Records shown
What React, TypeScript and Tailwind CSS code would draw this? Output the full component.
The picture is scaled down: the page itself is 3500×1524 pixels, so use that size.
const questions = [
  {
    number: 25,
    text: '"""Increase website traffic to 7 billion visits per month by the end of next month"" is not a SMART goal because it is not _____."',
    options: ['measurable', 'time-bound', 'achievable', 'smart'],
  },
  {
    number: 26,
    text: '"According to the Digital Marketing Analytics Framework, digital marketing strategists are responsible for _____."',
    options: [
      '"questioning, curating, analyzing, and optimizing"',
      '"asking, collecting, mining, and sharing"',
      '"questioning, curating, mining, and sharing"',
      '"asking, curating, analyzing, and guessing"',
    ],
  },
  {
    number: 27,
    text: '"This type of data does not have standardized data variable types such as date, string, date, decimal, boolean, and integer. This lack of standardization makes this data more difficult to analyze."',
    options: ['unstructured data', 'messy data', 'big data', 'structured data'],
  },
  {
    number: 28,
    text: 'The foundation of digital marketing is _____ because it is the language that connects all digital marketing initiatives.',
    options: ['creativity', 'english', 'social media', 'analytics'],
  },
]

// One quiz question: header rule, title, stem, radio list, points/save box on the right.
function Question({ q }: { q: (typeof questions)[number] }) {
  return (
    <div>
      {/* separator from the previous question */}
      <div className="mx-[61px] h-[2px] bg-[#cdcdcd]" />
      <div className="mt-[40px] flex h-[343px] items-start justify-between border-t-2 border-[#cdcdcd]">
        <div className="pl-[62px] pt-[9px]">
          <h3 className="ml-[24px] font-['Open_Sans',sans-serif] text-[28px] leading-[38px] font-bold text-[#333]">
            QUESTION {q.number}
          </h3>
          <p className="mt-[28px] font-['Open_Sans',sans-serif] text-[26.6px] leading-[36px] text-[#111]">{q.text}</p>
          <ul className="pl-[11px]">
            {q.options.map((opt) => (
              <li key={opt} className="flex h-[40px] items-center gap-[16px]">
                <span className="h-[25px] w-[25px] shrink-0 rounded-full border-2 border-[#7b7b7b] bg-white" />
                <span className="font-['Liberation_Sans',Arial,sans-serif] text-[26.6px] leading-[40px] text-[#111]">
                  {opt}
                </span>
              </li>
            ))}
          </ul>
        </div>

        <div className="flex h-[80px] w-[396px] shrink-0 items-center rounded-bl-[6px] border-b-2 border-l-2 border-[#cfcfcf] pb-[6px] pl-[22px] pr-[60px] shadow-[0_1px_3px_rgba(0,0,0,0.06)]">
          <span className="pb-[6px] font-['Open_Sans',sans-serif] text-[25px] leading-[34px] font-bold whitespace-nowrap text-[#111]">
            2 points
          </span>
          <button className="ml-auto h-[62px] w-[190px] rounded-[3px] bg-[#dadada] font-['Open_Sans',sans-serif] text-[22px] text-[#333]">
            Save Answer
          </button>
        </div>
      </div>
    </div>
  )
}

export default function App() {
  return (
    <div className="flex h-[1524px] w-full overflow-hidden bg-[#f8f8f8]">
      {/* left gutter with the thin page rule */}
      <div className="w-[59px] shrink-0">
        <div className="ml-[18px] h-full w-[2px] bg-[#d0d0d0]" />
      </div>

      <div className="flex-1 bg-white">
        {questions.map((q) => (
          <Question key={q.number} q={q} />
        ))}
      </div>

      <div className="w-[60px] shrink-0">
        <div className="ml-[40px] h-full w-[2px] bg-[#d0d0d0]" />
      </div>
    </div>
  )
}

--

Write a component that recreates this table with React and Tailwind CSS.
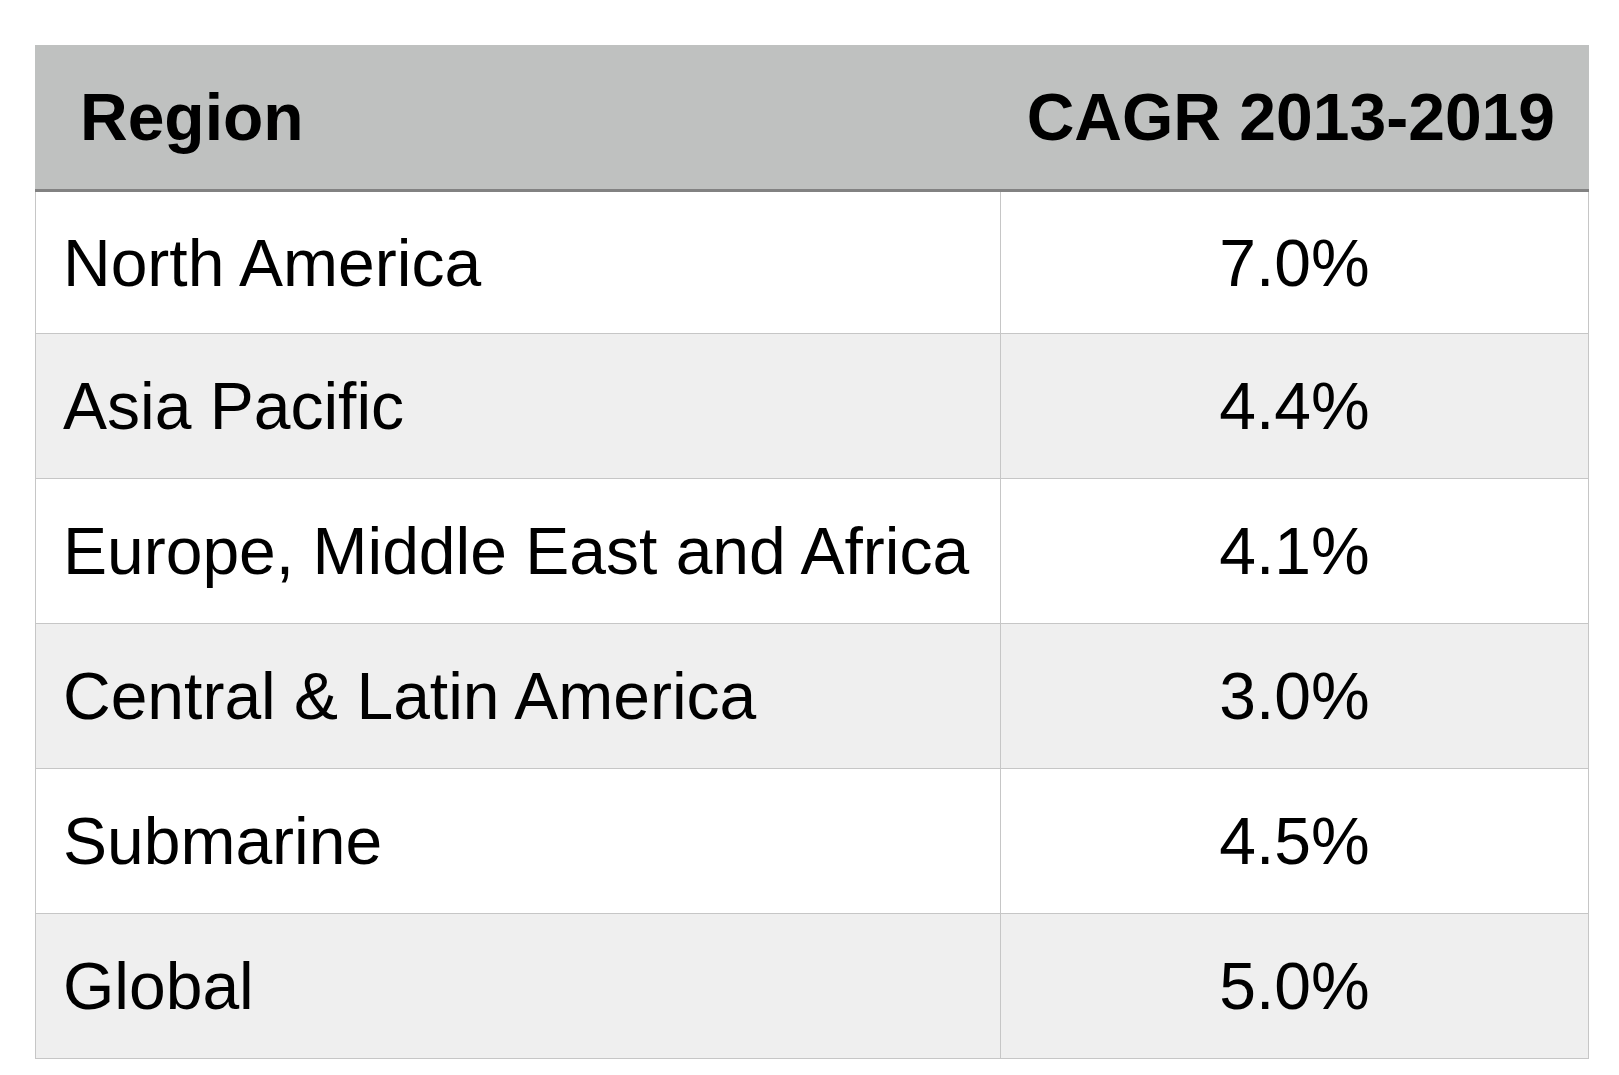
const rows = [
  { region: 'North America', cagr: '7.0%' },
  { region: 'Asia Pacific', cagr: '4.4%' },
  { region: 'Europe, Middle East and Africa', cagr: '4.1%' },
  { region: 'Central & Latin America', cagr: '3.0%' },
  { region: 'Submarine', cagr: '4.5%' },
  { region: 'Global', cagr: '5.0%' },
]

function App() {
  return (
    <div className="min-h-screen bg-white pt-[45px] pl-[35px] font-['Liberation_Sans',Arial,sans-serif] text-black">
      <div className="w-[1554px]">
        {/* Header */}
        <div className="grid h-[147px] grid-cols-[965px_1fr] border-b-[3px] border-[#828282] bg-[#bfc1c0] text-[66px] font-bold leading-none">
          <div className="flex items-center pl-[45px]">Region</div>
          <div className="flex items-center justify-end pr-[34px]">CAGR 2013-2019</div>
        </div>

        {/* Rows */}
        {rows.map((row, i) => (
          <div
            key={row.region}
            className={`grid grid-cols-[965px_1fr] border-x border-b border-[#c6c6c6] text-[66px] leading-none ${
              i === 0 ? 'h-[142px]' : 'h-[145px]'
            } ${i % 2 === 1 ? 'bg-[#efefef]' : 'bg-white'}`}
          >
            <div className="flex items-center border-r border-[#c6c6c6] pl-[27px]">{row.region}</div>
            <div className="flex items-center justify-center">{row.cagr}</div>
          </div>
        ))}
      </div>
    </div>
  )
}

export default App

Given exercise
Give only the lines from the one with "Write a component" to the one with "export default App", both included, again and exactly; leave the images out.

Response to the exercise
Write a component that recreates this table with React and Tailwind CSS.
const rows = [
  { region: 'North America', cagr: '7.0%' },
  { region: 'Asia Pacific', cagr: '4.4%' },
  { region: 'Europe, Middle East and Africa', cagr: '4.1%' },
  { region: 'Central & Latin America', cagr: '3.0%' },
  { region: 'Submarine', cagr: '4.5%' },
  { region: 'Global', cagr: '5.0%' },
]

function App() {
  return (
    <div className="min-h-screen bg-white pt-[45px] pl-[35px] font-['Liberation_Sans',Arial,sans-serif] text-black">
      <div className="w-[1554px]">
        {/* Header */}
        <div className="grid h-[147px] grid-cols-[965px_1fr] border-b-[3px] border-[#828282] bg-[#bfc1c0] text-[66px] font-bold leading-none">
          <div className="flex items-center pl-[45px]">Region</div>
          <div className="flex items-center justify-end pr-[34px]">CAGR 2013-2019</div>
        </div>

        {/* Rows */}
        {rows.map((row, i) => (
          <div
            key={row.region}
            className={`grid grid-cols-[965px_1fr] border-x border-b border-[#c6c6c6] text-[66px] leading-none ${
              i === 0 ? 'h-[142px]' : 'h-[145px]'
            } ${i % 2 === 1 ? 'bg-[#efefef]' : 'bg-white'}`}
          >
            <div className="flex items-center border-r border-[#c6c6c6] pl-[27px]">{row.region}</div>
            <div className="flex items-center justify-center">{row.cagr}</div>
          </div>
        ))}
      </div>
    </div>
  )
}

export default App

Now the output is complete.